Image courtesy of Super Ltd.

Have you ever felt like the odd one out in a group of friends? You feel obligated to have fun, but your jokes might not land, and the whole situation is made all the more awkward by nothing in particular? There’s a scale of relatability, and we’ve all been there at one point in our lives. All My Friends Hate Me has managed to epitomize that feeling, condensing it into a breezy, and extremely surreal, 90 minutes.

Tom Stourton (Siblings) is Pete, a twenty-something who is on his way to a reunion with his university friends at an ornate mansion in the English countryside. It’s not just any old reunion, though — it’s Pete’s birthday, and unbeknownst to him, he’s about to be thrown back into supposed drama left over from his college days.
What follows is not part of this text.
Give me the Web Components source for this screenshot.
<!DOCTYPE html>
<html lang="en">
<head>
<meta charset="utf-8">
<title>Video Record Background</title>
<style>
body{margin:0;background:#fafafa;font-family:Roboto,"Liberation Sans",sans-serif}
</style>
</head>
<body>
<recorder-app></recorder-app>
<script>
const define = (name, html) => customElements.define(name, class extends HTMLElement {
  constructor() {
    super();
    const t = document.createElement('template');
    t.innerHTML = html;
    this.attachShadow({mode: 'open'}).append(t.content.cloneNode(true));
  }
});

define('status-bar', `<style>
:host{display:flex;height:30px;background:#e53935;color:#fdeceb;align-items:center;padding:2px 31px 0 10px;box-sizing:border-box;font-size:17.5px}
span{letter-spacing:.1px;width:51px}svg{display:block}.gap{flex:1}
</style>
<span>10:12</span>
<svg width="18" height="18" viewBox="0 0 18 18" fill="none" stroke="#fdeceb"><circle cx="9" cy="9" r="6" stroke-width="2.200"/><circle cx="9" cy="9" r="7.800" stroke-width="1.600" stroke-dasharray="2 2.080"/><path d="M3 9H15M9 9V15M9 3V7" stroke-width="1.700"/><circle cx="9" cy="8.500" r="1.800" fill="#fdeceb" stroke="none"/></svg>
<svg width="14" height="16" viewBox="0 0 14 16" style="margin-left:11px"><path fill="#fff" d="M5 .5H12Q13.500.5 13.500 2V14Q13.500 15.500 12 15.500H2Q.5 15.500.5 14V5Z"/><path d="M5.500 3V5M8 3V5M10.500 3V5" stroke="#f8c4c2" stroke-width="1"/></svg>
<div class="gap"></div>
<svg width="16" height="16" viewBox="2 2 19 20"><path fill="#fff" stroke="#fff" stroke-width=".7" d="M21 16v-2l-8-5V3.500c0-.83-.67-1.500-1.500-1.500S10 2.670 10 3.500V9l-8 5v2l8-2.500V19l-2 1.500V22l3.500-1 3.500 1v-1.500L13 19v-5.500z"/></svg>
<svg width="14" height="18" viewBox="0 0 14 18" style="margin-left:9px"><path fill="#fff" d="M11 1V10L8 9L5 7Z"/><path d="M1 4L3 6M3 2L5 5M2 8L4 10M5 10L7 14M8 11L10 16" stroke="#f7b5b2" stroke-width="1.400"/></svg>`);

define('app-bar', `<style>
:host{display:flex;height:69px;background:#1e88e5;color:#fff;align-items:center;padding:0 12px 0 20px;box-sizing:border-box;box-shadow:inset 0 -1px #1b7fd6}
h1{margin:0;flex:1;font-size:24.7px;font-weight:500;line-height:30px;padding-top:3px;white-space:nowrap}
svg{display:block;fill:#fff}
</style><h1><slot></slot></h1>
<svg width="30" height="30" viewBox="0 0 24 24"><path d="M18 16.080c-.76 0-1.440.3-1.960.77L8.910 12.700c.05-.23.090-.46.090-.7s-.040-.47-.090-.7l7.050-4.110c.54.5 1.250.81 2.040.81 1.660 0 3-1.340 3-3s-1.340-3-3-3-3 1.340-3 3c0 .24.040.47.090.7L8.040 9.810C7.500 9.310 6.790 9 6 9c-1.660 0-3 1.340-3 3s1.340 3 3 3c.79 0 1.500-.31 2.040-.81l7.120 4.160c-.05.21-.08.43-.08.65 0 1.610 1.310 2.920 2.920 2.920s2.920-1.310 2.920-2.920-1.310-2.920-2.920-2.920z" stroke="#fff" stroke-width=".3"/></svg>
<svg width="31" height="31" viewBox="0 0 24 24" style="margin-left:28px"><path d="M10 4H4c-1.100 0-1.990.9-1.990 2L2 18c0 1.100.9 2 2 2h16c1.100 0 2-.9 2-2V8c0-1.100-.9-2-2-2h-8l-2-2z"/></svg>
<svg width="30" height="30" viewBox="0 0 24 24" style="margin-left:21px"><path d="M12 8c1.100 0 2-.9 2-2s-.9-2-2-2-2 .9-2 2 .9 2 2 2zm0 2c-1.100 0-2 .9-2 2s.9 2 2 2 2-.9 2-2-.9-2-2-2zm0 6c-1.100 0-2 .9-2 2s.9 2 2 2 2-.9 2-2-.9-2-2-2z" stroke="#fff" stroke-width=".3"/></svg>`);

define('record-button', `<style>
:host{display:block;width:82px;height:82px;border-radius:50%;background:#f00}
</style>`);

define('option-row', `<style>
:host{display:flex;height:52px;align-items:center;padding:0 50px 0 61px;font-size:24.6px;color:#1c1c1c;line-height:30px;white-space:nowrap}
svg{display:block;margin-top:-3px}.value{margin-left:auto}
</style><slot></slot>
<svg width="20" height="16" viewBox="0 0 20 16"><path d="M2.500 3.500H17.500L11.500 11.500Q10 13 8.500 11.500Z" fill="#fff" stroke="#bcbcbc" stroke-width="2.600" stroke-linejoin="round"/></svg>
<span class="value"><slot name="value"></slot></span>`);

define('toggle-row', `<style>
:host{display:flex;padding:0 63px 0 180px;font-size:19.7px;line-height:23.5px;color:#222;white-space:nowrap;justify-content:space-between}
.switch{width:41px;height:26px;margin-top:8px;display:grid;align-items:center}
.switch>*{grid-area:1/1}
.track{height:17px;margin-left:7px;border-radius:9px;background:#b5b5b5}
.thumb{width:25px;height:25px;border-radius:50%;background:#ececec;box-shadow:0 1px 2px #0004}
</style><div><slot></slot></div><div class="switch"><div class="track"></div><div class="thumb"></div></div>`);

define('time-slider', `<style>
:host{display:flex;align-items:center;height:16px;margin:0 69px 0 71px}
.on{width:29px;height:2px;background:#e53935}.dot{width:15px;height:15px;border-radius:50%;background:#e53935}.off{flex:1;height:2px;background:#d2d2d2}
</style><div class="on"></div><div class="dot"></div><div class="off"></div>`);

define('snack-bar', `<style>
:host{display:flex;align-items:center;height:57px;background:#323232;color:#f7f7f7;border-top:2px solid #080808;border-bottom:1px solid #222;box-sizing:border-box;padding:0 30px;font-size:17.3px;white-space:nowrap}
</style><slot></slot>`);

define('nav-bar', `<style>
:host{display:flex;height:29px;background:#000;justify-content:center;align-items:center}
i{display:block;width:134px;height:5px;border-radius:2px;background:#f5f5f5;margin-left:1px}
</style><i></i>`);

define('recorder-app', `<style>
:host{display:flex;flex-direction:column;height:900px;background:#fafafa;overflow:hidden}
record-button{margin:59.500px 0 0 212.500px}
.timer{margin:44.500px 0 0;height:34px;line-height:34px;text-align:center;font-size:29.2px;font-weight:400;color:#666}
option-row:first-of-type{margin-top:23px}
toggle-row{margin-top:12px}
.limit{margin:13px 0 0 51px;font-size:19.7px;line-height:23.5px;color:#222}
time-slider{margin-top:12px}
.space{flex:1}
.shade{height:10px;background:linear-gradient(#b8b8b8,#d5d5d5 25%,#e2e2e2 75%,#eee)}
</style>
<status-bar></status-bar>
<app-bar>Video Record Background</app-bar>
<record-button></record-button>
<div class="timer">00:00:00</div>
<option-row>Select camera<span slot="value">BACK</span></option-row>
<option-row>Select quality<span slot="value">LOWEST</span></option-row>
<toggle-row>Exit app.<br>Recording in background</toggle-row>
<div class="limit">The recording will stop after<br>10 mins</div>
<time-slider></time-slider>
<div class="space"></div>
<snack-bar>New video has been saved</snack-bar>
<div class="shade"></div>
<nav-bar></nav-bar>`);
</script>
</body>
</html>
Old relationships, unresolved tension and horrible memories are all on the table, and this is a place where anything can happen.

Image courtesy of Super Ltd.

The little I knew about All My Friends Hate Me going in indicated that it would be absurdist on some level, playing on the paranoia of our lead while also playing it fast and loose with the finite concepts of reality. While that’s true, and the film is absolutely a comedy, it doesn’t fully commit to the dedicated absurdism that it needs to be even more effective.
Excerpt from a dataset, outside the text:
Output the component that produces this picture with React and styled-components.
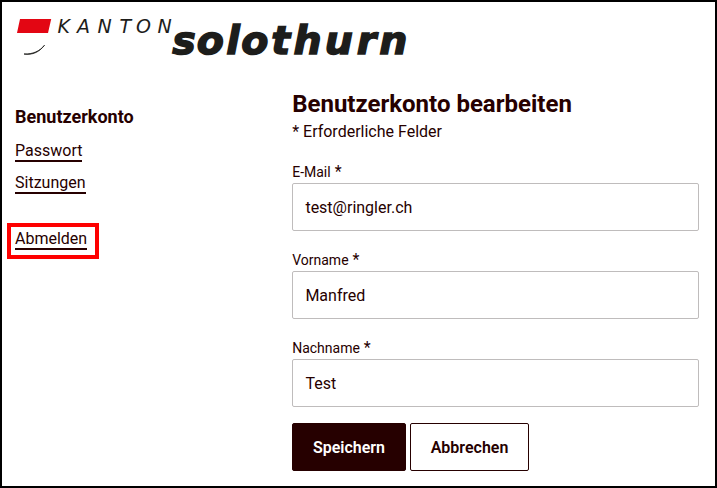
import React from "react";
import styled, { createGlobalStyle } from "styled-components";

const ink = "#260000";

const GlobalStyle = createGlobalStyle`
  *, *::before, *::after { box-sizing: border-box; }
  body { margin: 0; background: #fff; }
`;

const Page = styled.div`
  width: 717px;
  height: 488px;
  border: 2px solid #000;
  background: #fff;
  color: ${ink};
  font-family: Roboto, sans-serif;
  font-size: 16px;
  line-height: 19px;
  overflow: hidden;
`;

const Header = styled.header`
  height: 70px;
  padding: 4px 0 0 12px;
`;

const Logo = styled.svg`
  display: block;
  overflow: visible;
`;

const LogoText = styled.text`
  font-family: "DejaVu Sans", sans-serif;
  font-style: italic;
  font-weight: ${(p) => (p.$heavy ? 700 : 400)};
  font-size: ${(p) => (p.$heavy ? "39.5px" : "19px")};
  fill: #1d1d1b;
  stroke: #1d1d1b;
  stroke-width: ${(p) => (p.$heavy ? "1.5px" : "0")};
`;

const Columns = styled.div`
  display: grid;
  grid-template-columns: 277px 407px;
  padding-left: 13px;
`;

const Sidebar = styled.nav`
  display: flex;
  flex-direction: column;
  align-items: flex-start;
  padding-top: 34px;
`;

const SidebarTitle = styled.h2`
  margin: 0 0 13px;
  font-size: 18px;
  line-height: 22px;
  font-weight: 700;
`;

const NavLink = styled.a`
  display: block;
  height: 21px;
  margin-bottom: 11px;
  border-bottom: 2px solid ${ink};
  color: ${ink};
  text-decoration: none;
`;

const Highlight = styled.div`
  width: 92px;
  height: 36px;
  margin: 18px 0 0 -8px;
  padding: 2px 0 0 4px;
  border: 4px solid #fe0000;
  display: flex;
  align-items: flex-start;
`;

const Form = styled.form`
  display: flex;
  flex-direction: column;
  padding-top: 17px;
`;

const Title = styled.h1`
  margin: 0;
  padding-left: 0.2px;
  font-size: 24px;
  line-height: 30px;
  font-weight: 700;
`;

const Hint = styled.p`
  margin: 3px 0 18px;
  padding-left: 0.2px;
`;

const Field = styled.label`
  display: block;
  margin-bottom: 16px;
`;

const FieldName = styled.span`
  display: block;
  height: 24px;
  padding: 3px 0 0 0.2px;
  font-size: 14px;
  line-height: 19px;
`;

const Star = styled.span`
  font-size: 16px;
`;

const Input = styled.input`
  display: block;
  width: 100%;
  height: 48px;
  padding: 0 12px 0 12.4px;
  border: 1px solid #bfbcbc;
  border-radius: 2px;
  outline: none;
  background: #fff;
  color: ${ink};
  font: inherit;
`;

const Actions = styled.div`
  display: flex;
  gap: 4px;
`;

const Button = styled.button`
  width: ${(p) => (p.$primary ? "114px" : "119px")};
  height: 48px;
  padding: 0;
  border: 1px solid ${ink};
  border-radius: 2px;
  background: ${(p) => (p.$primary ? ink : "#fff")};
  color: ${(p) => (p.$primary ? "#fff" : ink)};
  font: 600 16px/19px Roboto, sans-serif;
`;

const fields = [
  { name: "E-Mail", value: "test@ringler.ch" },
  { name: "Vorname", value: "Manfred" },
  { name: "Nachname", value: "Test" },
];

export default function App() {
  return (
    <>
      <GlobalStyle />
      <Page>
        <Header>
          <Logo width="420" height="60" viewBox="14 6 420 60" role="img" aria-label="Kanton Solothurn">
            <path d="M20 19H51.2L48 33H17Z" fill="#e30613" />
            <path d="M24 54C32 55.2 39 52.5 44.5 45.2C40 51 33 54.3 24 54Z" fill="#1d1d1b" stroke="#1d1d1b" strokeWidth="0.8" />
            <LogoText x="57.6 77 97.4 119.6 136 157.4" y="33">KANTON</LogoText>
            <LogoText $heavy x="172.3 196.8 226.2 241.3 271.3 293.5 324.8 356.8 379.3" y="54">solothurn</LogoText>
          </Logo>
        </Header>
        <Columns>
          <Sidebar>
            <SidebarTitle>Benutzerkonto</SidebarTitle>
            <NavLink>Passwort</NavLink>
            <NavLink>Sitzungen</NavLink>
            <Highlight>
              <NavLink>Abmelden</NavLink>
            </Highlight>
          </Sidebar>
          <Form>
            <Title>Benutzerkonto bearbeiten</Title>
            <Hint>* Erforderliche Felder</Hint>
            {fields.map((f) => (
              <Field key={f.name}>
                <FieldName>
                  {f.name}
                  <Star> *</Star>
                </FieldName>
                <Input defaultValue={f.value} />
              </Field>
            ))}
            <Actions>
              <Button type="button" $primary>Speichern</Button>
              <Button type="button">Abbrechen</Button>
            </Actions>
          </Form>
        </Columns>
      </Page>
    </>
  );
}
It’s all the more confounding that All My Friends Hate Me gets genuinely serious at points, especially when it touches on sensitive subjects. Most of it’s played for laughs, but due to the tonal inconsistency I’m not sure how I’m supposed to be feeling when Pete’s friend George (Lovesick’s Joshua McGuire) mentions an attempted suicide, or when new guy Harry (Cardinal Burns’ Dustin Demri-Burns) makes creepy comments about Pete’s genitals. This is the same movie in which a new, previously unseen character enters the mansion holding a duck, with a bombastic rock song as his introduction soundtrack. I wish it had been willing to get weirder, because that’s what the story needed to nail the comedy while also giving the serious moments the respect they deserve. There is a way to strike the balance, but All My Friends Hate Me doesn’t do it quite well enough.

Image courtesy of Super Ltd.

Despite this, I found myself laughing a lot. The film’s comedic style really works for me, partly because I’m a sucker for deadpan and cringe humor, but also because it’s so delightfully British in a very fun way. The tension is slowly built, and we get further and further into Pete’s head until we’re not sure exactly what’s real and what we should believe. If a comedy can be a slow burn, All My Friends Hate Me absolutely fits the bill. I promise there is a culmination, and the seemingly-unrelated events do have a resolution (and quite a darkly hilarious one at that).

While watching it, my mind kept coming back to the relatability scale. I see a lot of myself in Pete, and because of that I felt a connection to his situation and a certain empathy that made my viewing experience unique. While I’ve never had an intense reunion with my old friends where everything gets way out of hand, I’m familiar with the feeling that you don’t matter among your closest buddies — with the knowledge in the back of your mind that they would do anything for you, just as you would do anything for them.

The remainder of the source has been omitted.